Continuing with the club’s emphasis on education, the Grand Forks Rotary club also buys and distributes dictionaries to all the fourth-grade students in Grand Forks and East Grand Forks. "Just last year, I made a specific note of it, as my daughter Emma attended fourth grade, we received in the mail, our dictionary," said Pete Haga, community and government relations officer for the city of Grand Forks.

“You know it’s a good day for our club and for the community, I think, there’s a lot of importance the Greenway has to the community, and our club wants to be a part of improving the community and making things a little bit better any way that we can,” Wamstad said.

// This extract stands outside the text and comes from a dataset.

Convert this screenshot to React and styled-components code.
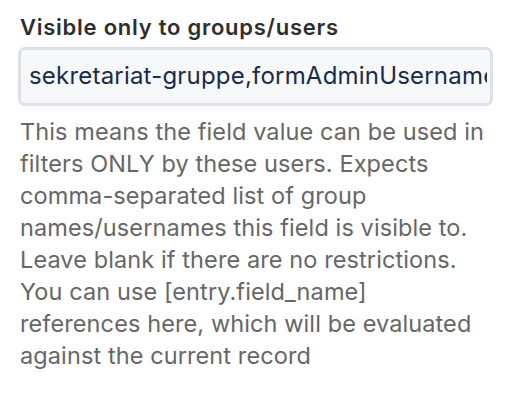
import React from 'react';
import styled, { createGlobalStyle } from 'styled-components';

const GlobalStyle = createGlobalStyle`
  body {
    margin: 0;
    background: #ffffff;
    font-family: Inter, "Noto Sans", sans-serif;
  }
`;

const Field = styled.div`
  width: 475px;
  padding: 14px 0 0 18px;
`;

const Label = styled.label`
  display: block;
  margin: 0 0 7px 2px;
  font-size: 22px;
  line-height: 26px;
  font-weight: 600;
  color: #2e2e2e;
  letter-spacing: 0.75px;
`;

const Input = styled.input`
  display: block;
  box-sizing: border-box;
  width: 100%;
  height: 59px;
  padding: 0 3px 3px 8px;
  border: 3px solid #dde1e6;
  border-radius: 7px;
  background: #f6f8fa;
  color: #1a2a4c;
  font-family: inherit;
  font-size: 24px;
  letter-spacing: 0.2px;
  outline: none;
`;

const Help = styled.p`
  max-width: 466px;
  margin: 10px 0 0 2px;
  font-size: 23.5px;
  line-height: 32px;
  letter-spacing: 0.1px;
  color: #666666;
`;

const App = () => {
  return (
    <>
      <GlobalStyle />
      <Field>
        <Label>Visible only to groups/users</Label>
        <Input readOnly value="sekretariat-gruppe,formAdminUsername" />
        <Help>
          This means the field value can be used in filters ONLY by these users.
          Expects comma-separated list of group names/usernames this field is
          visible to. Leave blank if there are no restrictions. You can use
          [entry.field_name] references here, which will be evaluated against
          the current record
        </Help>
      </Field>
    </>
  );
};

export default App;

As the rededication of the gazebo and unveiling of the stone plaque came to a close, some members went to Joe Black’s Bar and Grill at 118 N. Third St. in downtown Grand Forks, for drinks and dinner.

Rotary is a worldwide organization with about 30,000 clubs and nearly 1.2 million members. The Grand Forks Noon Club has a little over 30 members and meets at the Townhouse Motel at 710 First Ave. North in Grand Forks, on Tuesdays for lunch.